WORK TO COMPLETE » Find the lines holding "with" and copy them.

RECORD LIST »
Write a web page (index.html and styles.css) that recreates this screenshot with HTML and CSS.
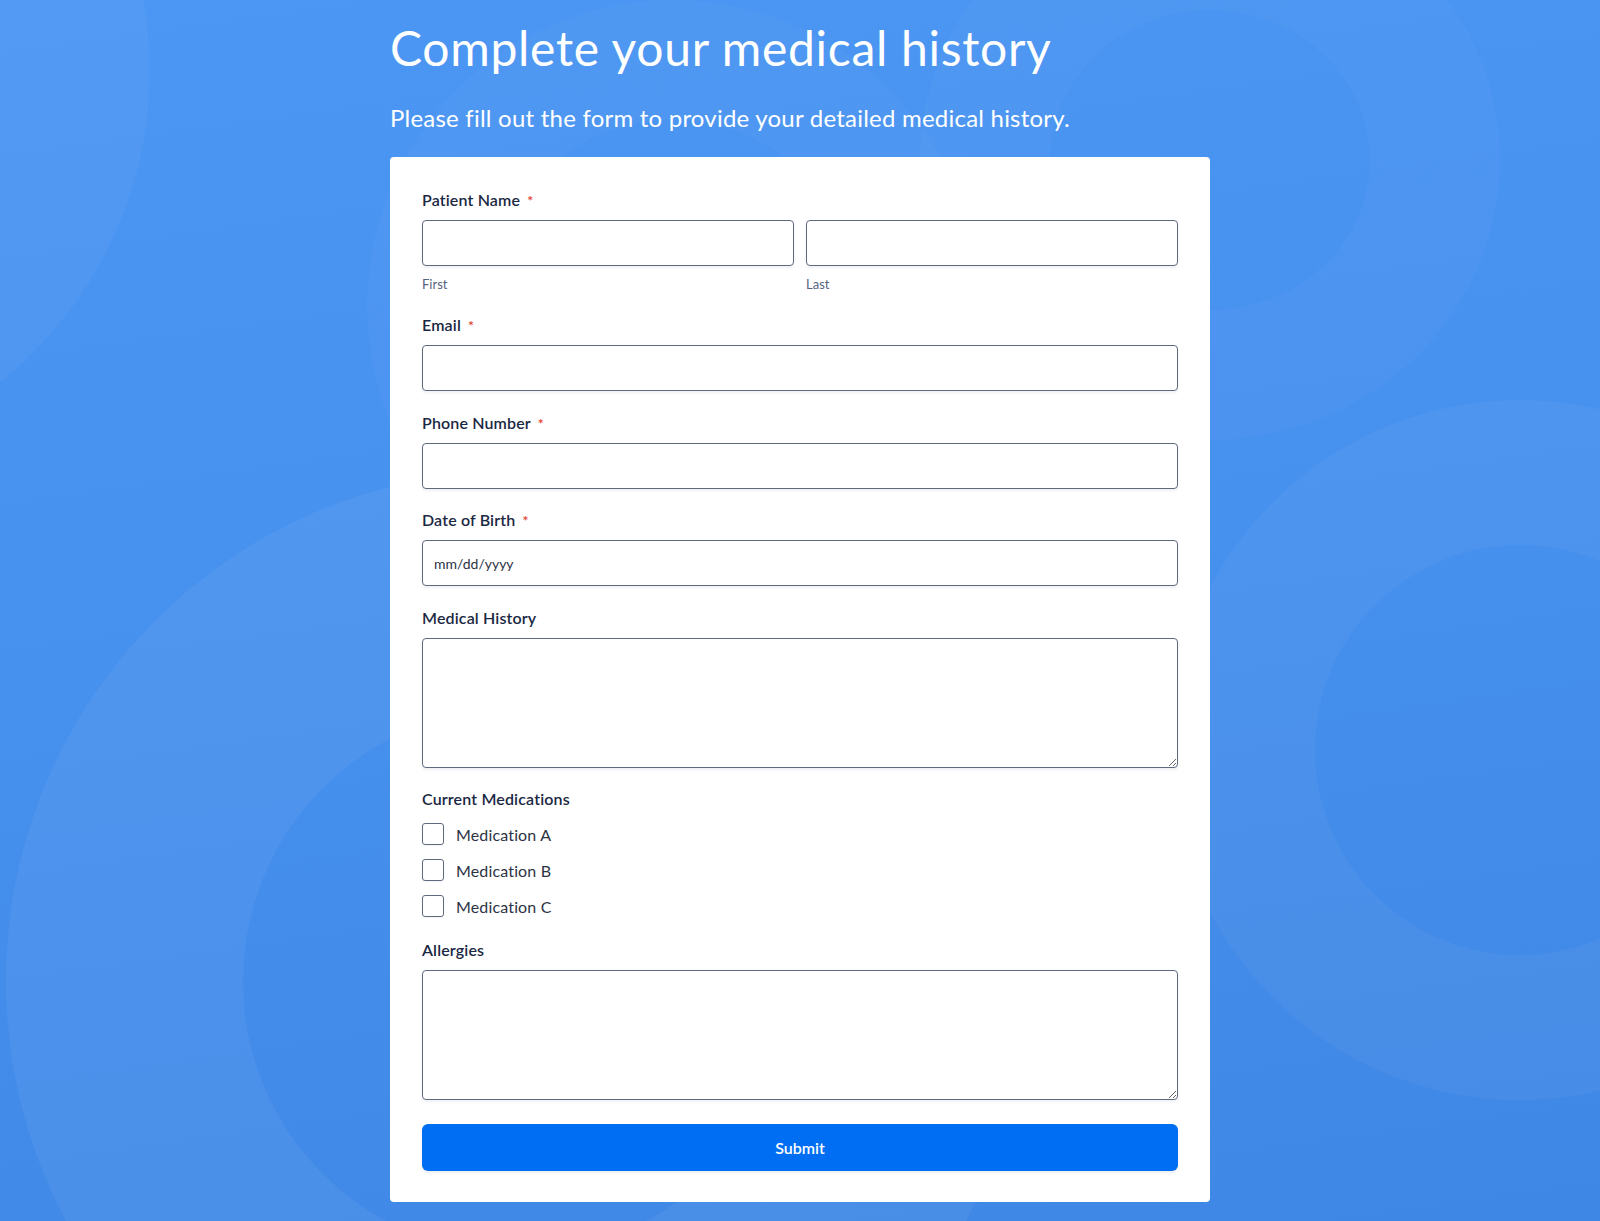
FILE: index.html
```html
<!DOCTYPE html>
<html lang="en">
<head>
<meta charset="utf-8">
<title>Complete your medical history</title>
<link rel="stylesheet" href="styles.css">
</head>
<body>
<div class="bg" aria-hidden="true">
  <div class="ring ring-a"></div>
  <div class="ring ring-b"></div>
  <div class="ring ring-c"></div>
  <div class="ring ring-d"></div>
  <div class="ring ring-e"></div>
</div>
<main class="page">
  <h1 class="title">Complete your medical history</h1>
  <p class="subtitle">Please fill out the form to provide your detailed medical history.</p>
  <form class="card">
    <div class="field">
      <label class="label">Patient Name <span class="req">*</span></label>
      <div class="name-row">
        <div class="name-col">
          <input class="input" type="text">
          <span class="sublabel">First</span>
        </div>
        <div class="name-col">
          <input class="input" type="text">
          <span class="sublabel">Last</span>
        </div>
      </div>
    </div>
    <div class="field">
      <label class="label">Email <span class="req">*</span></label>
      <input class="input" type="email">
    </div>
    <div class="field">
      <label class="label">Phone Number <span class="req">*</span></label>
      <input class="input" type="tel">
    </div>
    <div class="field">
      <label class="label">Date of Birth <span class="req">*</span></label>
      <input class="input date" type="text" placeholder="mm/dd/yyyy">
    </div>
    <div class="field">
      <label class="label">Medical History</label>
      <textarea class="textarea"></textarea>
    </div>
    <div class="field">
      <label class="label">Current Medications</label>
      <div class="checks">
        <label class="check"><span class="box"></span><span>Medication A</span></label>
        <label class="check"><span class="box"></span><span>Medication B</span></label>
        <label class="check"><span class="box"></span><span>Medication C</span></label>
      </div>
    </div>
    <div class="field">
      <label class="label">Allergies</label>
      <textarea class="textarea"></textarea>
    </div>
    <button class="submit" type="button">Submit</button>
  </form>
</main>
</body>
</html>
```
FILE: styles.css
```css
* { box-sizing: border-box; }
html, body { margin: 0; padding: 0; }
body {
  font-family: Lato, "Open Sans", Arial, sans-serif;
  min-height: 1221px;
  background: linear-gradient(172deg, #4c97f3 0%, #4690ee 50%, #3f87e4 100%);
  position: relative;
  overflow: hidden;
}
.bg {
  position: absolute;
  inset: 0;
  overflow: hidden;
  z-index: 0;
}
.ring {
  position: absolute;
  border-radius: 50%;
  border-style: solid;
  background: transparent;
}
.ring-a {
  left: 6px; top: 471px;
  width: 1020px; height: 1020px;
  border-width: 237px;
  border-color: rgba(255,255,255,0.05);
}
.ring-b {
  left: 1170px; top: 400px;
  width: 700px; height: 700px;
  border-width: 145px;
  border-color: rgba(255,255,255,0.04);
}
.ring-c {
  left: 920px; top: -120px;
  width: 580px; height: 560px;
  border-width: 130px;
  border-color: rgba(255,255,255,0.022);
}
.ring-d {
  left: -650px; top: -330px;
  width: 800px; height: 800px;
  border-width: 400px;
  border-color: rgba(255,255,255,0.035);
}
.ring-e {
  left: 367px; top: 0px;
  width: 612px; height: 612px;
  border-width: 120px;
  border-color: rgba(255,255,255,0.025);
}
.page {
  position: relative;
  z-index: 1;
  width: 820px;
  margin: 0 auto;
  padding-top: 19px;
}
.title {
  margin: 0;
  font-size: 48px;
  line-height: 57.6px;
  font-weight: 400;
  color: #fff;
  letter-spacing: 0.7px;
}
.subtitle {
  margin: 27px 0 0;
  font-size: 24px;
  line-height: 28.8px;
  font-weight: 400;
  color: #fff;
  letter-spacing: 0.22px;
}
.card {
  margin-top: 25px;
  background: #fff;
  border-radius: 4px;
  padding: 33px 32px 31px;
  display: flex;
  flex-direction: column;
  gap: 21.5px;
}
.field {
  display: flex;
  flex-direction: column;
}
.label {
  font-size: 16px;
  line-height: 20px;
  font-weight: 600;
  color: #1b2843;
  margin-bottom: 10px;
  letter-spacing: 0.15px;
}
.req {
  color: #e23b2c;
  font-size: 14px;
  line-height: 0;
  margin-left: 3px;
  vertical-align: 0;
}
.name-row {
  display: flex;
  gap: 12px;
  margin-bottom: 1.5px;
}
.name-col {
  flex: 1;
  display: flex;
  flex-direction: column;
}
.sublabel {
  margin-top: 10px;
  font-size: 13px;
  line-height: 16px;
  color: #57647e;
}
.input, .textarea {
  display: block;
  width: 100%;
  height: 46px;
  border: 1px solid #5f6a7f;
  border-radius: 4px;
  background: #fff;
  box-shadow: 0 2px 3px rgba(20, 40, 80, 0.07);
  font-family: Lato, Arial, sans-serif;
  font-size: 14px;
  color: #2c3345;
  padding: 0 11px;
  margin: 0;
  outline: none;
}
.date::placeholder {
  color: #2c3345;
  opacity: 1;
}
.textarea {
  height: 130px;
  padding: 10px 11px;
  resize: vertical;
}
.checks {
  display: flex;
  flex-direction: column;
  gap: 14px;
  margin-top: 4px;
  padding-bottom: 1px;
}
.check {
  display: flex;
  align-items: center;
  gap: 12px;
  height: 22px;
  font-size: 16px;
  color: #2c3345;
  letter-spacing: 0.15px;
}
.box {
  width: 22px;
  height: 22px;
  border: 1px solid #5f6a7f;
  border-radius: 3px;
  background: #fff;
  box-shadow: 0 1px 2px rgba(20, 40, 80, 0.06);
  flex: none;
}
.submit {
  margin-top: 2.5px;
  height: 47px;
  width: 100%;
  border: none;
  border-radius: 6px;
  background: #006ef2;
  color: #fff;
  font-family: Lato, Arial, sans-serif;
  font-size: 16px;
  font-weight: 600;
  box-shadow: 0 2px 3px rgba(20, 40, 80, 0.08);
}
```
---
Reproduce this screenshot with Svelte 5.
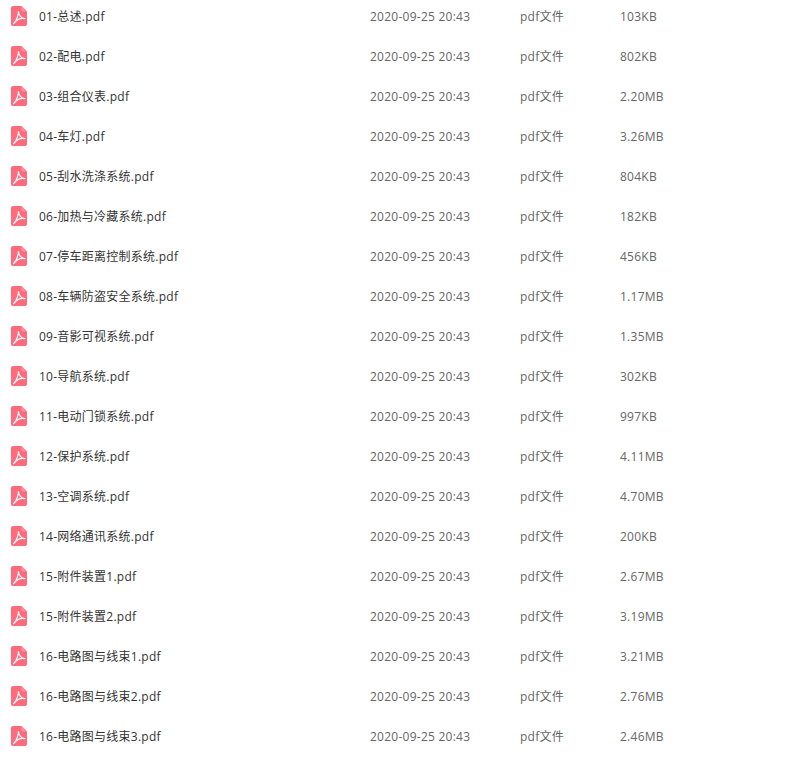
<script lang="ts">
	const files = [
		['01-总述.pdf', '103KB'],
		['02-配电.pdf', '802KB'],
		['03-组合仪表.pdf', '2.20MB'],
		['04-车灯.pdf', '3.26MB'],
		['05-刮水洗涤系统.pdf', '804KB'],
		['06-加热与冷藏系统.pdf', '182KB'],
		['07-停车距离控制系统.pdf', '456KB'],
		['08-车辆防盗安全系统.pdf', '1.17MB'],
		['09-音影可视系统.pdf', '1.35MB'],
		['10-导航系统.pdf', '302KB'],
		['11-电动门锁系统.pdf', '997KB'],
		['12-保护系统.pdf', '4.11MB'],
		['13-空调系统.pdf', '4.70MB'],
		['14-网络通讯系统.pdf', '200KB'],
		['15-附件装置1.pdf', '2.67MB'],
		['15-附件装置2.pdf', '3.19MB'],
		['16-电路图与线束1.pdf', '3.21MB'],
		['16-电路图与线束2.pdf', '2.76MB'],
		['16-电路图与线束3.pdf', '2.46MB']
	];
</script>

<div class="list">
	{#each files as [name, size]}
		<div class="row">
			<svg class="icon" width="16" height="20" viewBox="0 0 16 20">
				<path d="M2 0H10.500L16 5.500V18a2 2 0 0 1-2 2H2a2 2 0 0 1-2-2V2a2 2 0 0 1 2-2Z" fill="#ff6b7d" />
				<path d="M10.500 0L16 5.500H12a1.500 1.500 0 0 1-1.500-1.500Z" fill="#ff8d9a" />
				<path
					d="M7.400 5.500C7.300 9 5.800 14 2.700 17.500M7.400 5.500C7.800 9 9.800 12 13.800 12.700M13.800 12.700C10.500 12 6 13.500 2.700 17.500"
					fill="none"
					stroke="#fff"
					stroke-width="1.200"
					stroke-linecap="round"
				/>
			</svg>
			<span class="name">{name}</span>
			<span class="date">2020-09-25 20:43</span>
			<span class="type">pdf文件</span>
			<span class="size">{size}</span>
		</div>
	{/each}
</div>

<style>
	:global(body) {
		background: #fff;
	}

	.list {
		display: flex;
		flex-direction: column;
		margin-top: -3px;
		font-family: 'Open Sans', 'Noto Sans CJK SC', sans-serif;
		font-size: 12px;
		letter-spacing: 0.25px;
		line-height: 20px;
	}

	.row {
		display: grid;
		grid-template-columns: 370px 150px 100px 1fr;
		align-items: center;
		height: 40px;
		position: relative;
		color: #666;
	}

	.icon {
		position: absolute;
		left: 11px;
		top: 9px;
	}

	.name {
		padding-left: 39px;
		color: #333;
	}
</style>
--
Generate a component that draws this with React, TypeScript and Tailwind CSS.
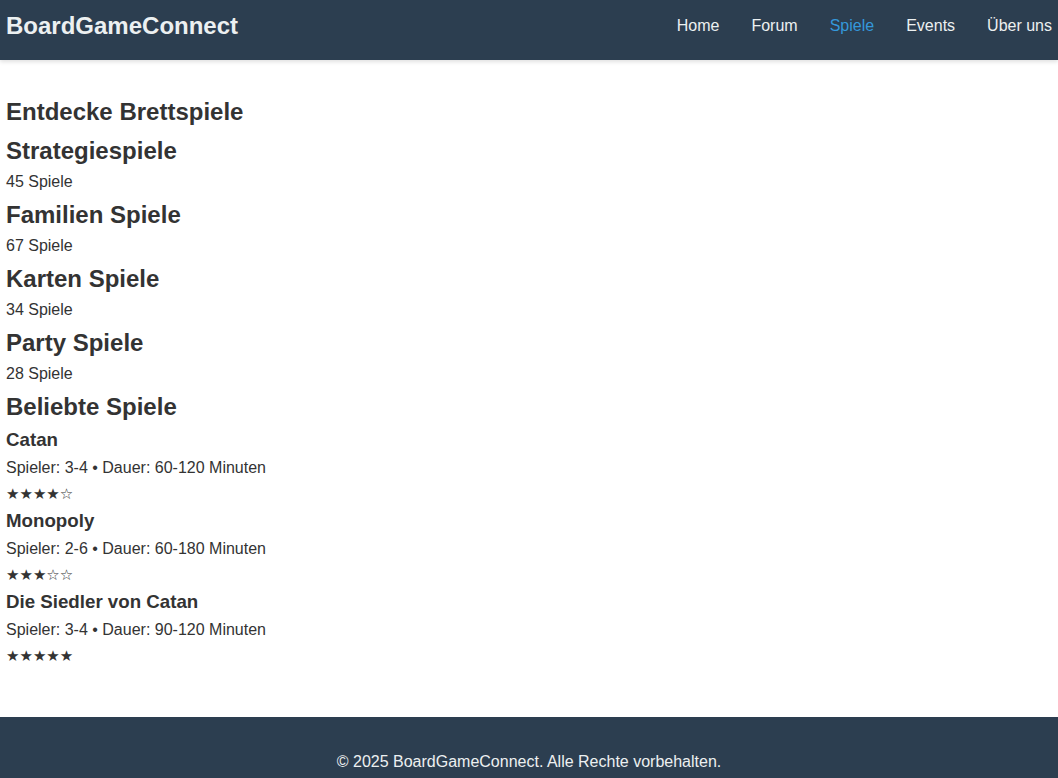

THE COMPLETED TASK »
Write a web page (index.html and styles.css) that recreates this screenshot with HTML and CSS.
Reproduce this screenshot with Svelte 5.
Generate a component that draws this with React, TypeScript and Tailwind CSS.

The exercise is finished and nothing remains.